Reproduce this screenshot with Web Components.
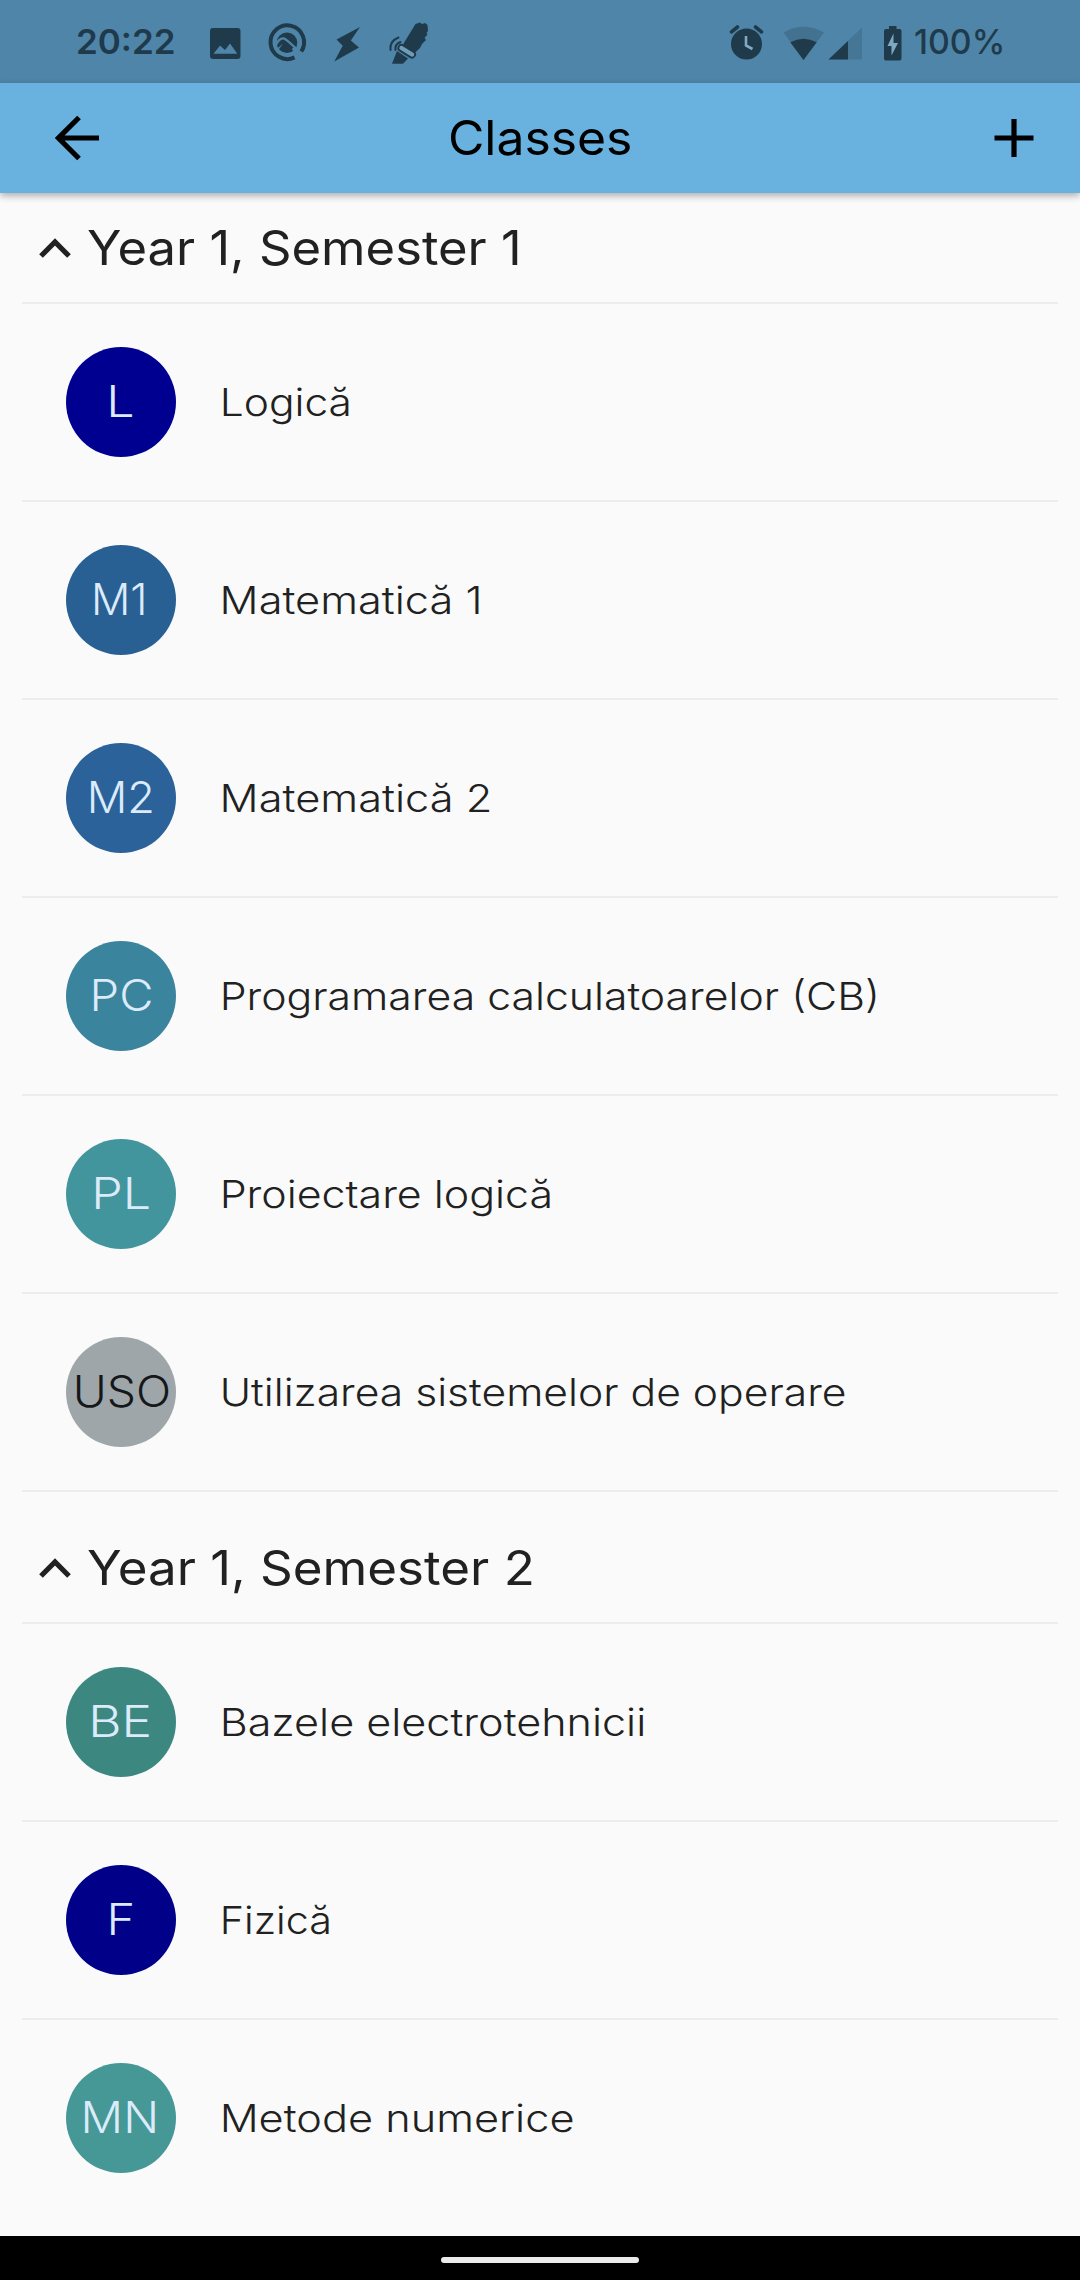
<!DOCTYPE html>
<html lang="en">
<head>
<meta charset="utf-8">
<title>Classes</title>
<style>
html,body{margin:0;background:#fafafa}
body{font-family:Inter,"Noto Sans",sans-serif;color:#212121}
</style>
</head>
<body>
<classes-screen></classes-screen>
<script>
const define=(name,html,setup)=>customElements.define(name,class extends HTMLElement{
  connectedCallback(){
    if(this.shadowRoot)return;
    const root=this.attachShadow({mode:'open'});
    const t=document.createElement('template');
    t.innerHTML=html;
    root.append(t.content.cloneNode(true));
    if(setup)setup(this,root);
  }
});

// A single line whose visible glyphs span exactly `w` pixels.
const pen=document.createElement('canvas').getContext('2d');
define('fit-text',`<style>
:host{display:block;flex:none;white-space:nowrap}
span{display:inline-block;transform-origin:0 50%}
</style><span></span>`,(el,root)=>{
  const span=root.querySelector('span'),text=el.getAttribute('text');
  const size=el.getAttribute('size'),weight=el.getAttribute('weight')||400,w=+el.getAttribute('w');
  span.textContent=text;
  el.style.cssText+=`;width:${w}px;font-size:${size}px;font-weight:${weight};line-height:${Math.ceil(size*1.3)}px`;
  pen.font=`${weight} ${size}px Inter`;
  const m=pen.measureText(text);
  const k=w/(m.actualBoundingBoxRight+m.actualBoundingBoxLeft);
  span.style.transform=`translateX(${m.actualBoundingBoxLeft*k}px) scaleX(${k})`;
});

define('status-bar',`<style>
:host{display:flex;justify-content:space-between;align-items:center;height:83px;box-sizing:border-box;padding:0 78px;background:#4f85a8;color:#1f3a4b}
div{display:flex;align-items:center;height:83px}
svg{display:block;flex:none;fill:currentColor}
</style>
<div>
<fit-text text="20:22" size="34.5" weight="600" w="96"></fit-text>
<svg style="margin-left:34px" width="36" height="83" viewBox="208 0 36 83"><path fill-rule="evenodd" d="M213 28H237.500Q240.500 28 240.500 31V56Q240.500 59 237.500 59H213Q210 59 210 56V31Q210 28 213 28ZM213.500 53.700H237.300L230 43.500L225 50L220 45.500Z"/></svg>
<svg style="margin-left:20px" width="46" height="83" viewBox="264 0 46 83"><path d="M294.500 57.400A16.800 16.800 0 1 1 301.300 51.500" fill="none" stroke="currentColor" stroke-width="4"/><circle cx="287" cy="42.800" r="10.300"/><path d="M275 47Q279 37.500 284 38.500Q288 40.500 299 51.500" fill="none" stroke="#4f85a8" stroke-width="2.400"/><path d="M275 48L278.500 47.500L283 43.500L277 52Z" fill="#4f85a8"/><path d="M293 48L298.500 54.500" stroke="#4f85a8" stroke-width="3.400"/></svg>
<svg style="margin-left:24px" width="28" height="83" viewBox="334 0 28 83"><path d="M360 27L336.500 39.500L342.700 45.800L334.300 61.500L359 47.600L350.800 40.500Z"/></svg>
<svg style="margin-left:24px" width="46" height="83" viewBox="386 0 46 83"><path d="M415.500 24L420 22.500L422 24L425 23L427.500 25L428 31L426.500 33L427.500 34.500L424.500 38L426 40L422 44L420 48L414.500 53L403 44.500Z"/><path d="M397 51L408 58.500L403 63.800H392Z"/><path d="M401.500 48L412 54.500" stroke="currentColor" stroke-width="8" stroke-linecap="round"/><path d="M401.500 48L412 54.500" stroke="#6f9db9" stroke-width="4.400" stroke-linecap="round"/><path d="M398.500 37.500Q389.500 41 390.500 50M400.500 42Q394.500 44.500 395.500 50" fill="none" stroke="currentColor" stroke-width="2" stroke-linecap="round"/></svg>
</div>
<div>
<svg width="36" height="83" viewBox="729 0 36 83"><circle cx="746.500" cy="44" r="15.500"/><path d="M731.500 31.800L737.500 27M761.500 31.800L755.500 27" stroke="currentColor" stroke-width="3.600" stroke-linecap="round"/><path d="M746 36V45.500L752.500 49" fill="none" stroke="#83a9c2" stroke-width="2.600"/></svg>
<svg style="margin-left:17px" width="44" height="83" viewBox="782 0 44 83"><path opacity=".25" d="M783.500 32.500Q803.500 21 824 32.500L803.500 60Z"/><path d="M790.300 42.300Q803.500 35 816.700 42.300L803.500 60Z"/></svg>
<svg style="margin-left:1px" width="36" height="83" viewBox="827 0 36 83"><path opacity=".2" d="M862 27.500V59.500H828.500Z"/><path d="M848 40.900V59.500H828.500Z"/></svg>
<svg style="margin-left:19px" width="20" height="83" viewBox="882 0 20 83"><path d="M889 26H896.500V29H899.500Q901.500 29 901.500 31V58.500Q901.500 60.500 899.500 60.500H886Q884 60.500 884 58.500V31Q884 29 886 29H889Z"/><path fill="#7fa9c3" d="M893.500 33.500L887.500 46H891.500V55.500L898 43H893.500Z"/></svg>
<fit-text style="margin-left:13px" text="100%" size="34.500" weight="540" w="87"></fit-text>
</div>`);

define('app-bar',`<style>
:host{display:grid;grid-template-columns:1fr auto 1fr;align-items:center;height:110px;box-sizing:border-box;padding:0 46px 0 55px;background:#69b1de;color:#000;box-shadow:0 3px 7px rgba(0,0,0,.3);position:relative}
svg{display:block;fill:none;stroke:#000}
svg:last-child{justify-self:end}
fit-text{margin:0 9px 2px 0;translate:-0px}
</style>
<svg width="46" height="46" viewBox="55 115 46 46"><path d="M99 138H59M79 117.500L58.500 138L79 158.500" stroke-width="5.200"/></svg>
<fit-text text="Classes" size="48" weight="430" w="180"></fit-text>
<svg width="40" height="40" viewBox="994 118 40 40"><path d="M994.500 138H1033.500M1014 119V157" stroke-width="5.200"/></svg>`);

define('class-avatar',`<style>
:host{display:flex;align-items:center;flex:none;width:110px;height:110px;border-radius:50%;box-sizing:border-box;padding-bottom:3px}
</style><slot></slot>`);

define('class-row',`<style>
:host{display:flex;align-items:center;gap:47px;height:198px;margin:0 22px;padding-left:44px;box-sizing:border-box;border-bottom:2px solid #ececec}
:host([last]){border-color:transparent}
</style><class-avatar><fit-text size="43" weight="300"></fit-text></class-avatar>
<fit-text class="name" size="38.5" weight="300"></fit-text>`,(el,root)=>{
  const d=JSON.parse(el.dataset.row),a=root.querySelector('class-avatar'),i=root.querySelector('class-avatar fit-text'),n=root.querySelector('.name');
  a.style.background=d.bg;
  a.style.color=d.dark?'#14181a':'#dcebfa';
  const fill=(t,text,w)=>{const c=document.createElement('fit-text');
    for(const at of t.attributes)c.setAttribute(at.name,at.value);
    c.setAttribute('text',text);c.setAttribute('w',w);t.replaceWith(c);return c};
  fill(i,d.code,d.cw).style.marginLeft=d.cx-66+'px';
  fill(n,d.name,d.w);
});

define('semester-section',`<style>
:host{display:block}
header{display:flex;align-items:center;gap:15px;height:110px;margin:0 22px;padding-left:16px;box-sizing:border-box;border-bottom:2px solid #ececec}
svg{display:block;flex:none}
</style><header><svg width="35" height="24" viewBox="0 0 35 24"><path d="M3 20L17 6L31 20" fill="none" stroke="#212121" stroke-width="5.200"/></svg></header><slot></slot>`,(el,root)=>{
  const t=document.createElement('fit-text');
  t.setAttribute('text',el.getAttribute('heading'));t.setAttribute('size',47.7);t.setAttribute('weight',430);t.setAttribute('w',el.getAttribute('w'));
  root.querySelector('header').append(t);
});

define('nav-handle',`<style>
:host{display:flex;justify-content:center;align-items:center;height:44px;background:#000;padding-top:4px;box-sizing:border-box;position:relative}
i{width:198px;height:6px;border-radius:3px;background:#ebebeb}
</style><i></i>`);

const terms=[
 {heading:'Year 1, Semester 1',w:430,rows:[
  {code:'L',cx:111.3,cw:21,bg:'#000090',name:'Logică',w:125.5},
  {code:'M1',cx:95,cw:48.500,bg:'#286094',name:'Matematică 1',w:256},
  {code:'M2',cx:90.5,cw:61.5,bg:'#2a6299',name:'Matematică 2',w:266.5},
  {code:'PC',cx:94,cw:57,bg:'#3b849e',name:'Programarea calculatoarelor (CB)',w:653},
  {code:'PL',cx:96.2,cw:52.500,bg:'#43959d',name:'Proiectare logică',w:326.5},
  {code:'USO',cx:75.5,cw:92.3,bg:'#9ea6a9',dark:1,name:'Utilizarea sistemelor de operare',w:622}]},
 {heading:'Year 1, Semester 2',w:443.500,rows:[
  {code:'BE',cx:93.300,cw:56,bg:'#3c8881',name:'Bazele electrotehnicii',w:421},
  {code:'F',cx:110.7,cw:21.500,bg:'#000088',name:'Fizică',w:105.500},
  {code:'MN',cx:85,cw:70,bg:'#459896',name:'Metode numerice',w:350}]}];

define('classes-screen',`<style>
:host{display:flex;flex-direction:column;width:1080px;height:2280px;overflow:hidden;background:#fafafa}
status-bar,app-bar,nav-handle{flex:none}
main{flex:1;min-height:0;display:flex;flex-direction:column;gap:22px;overflow:hidden;padding-top:1px}
semester-section{flex:none}
</style><status-bar></status-bar><app-bar></app-bar><main></main><nav-handle></nav-handle>`,(el,root)=>{
  const main=root.querySelector('main');
  terms.forEach((t,ti)=>{
    const s=document.createElement('semester-section');
    s.setAttribute('heading',t.heading);s.setAttribute('w',t.w);
    t.rows.forEach((r,i)=>{
      const c=document.createElement('class-row');c.dataset.row=JSON.stringify(r);
      if(ti===terms.length-1&&i===t.rows.length-1)c.setAttribute('last','');
      s.append(c);
    });
    main.append(s);
  });
});
</script>
</body>
</html>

==========

» Required task
Every line containing the string "this" must be listed.

» Response to the exercise
Reproduce this screenshot with Web Components.
    if(this.shadowRoot)return;
    const root=this.attachShadow({mode:'open'});
    if(setup)setup(this,root);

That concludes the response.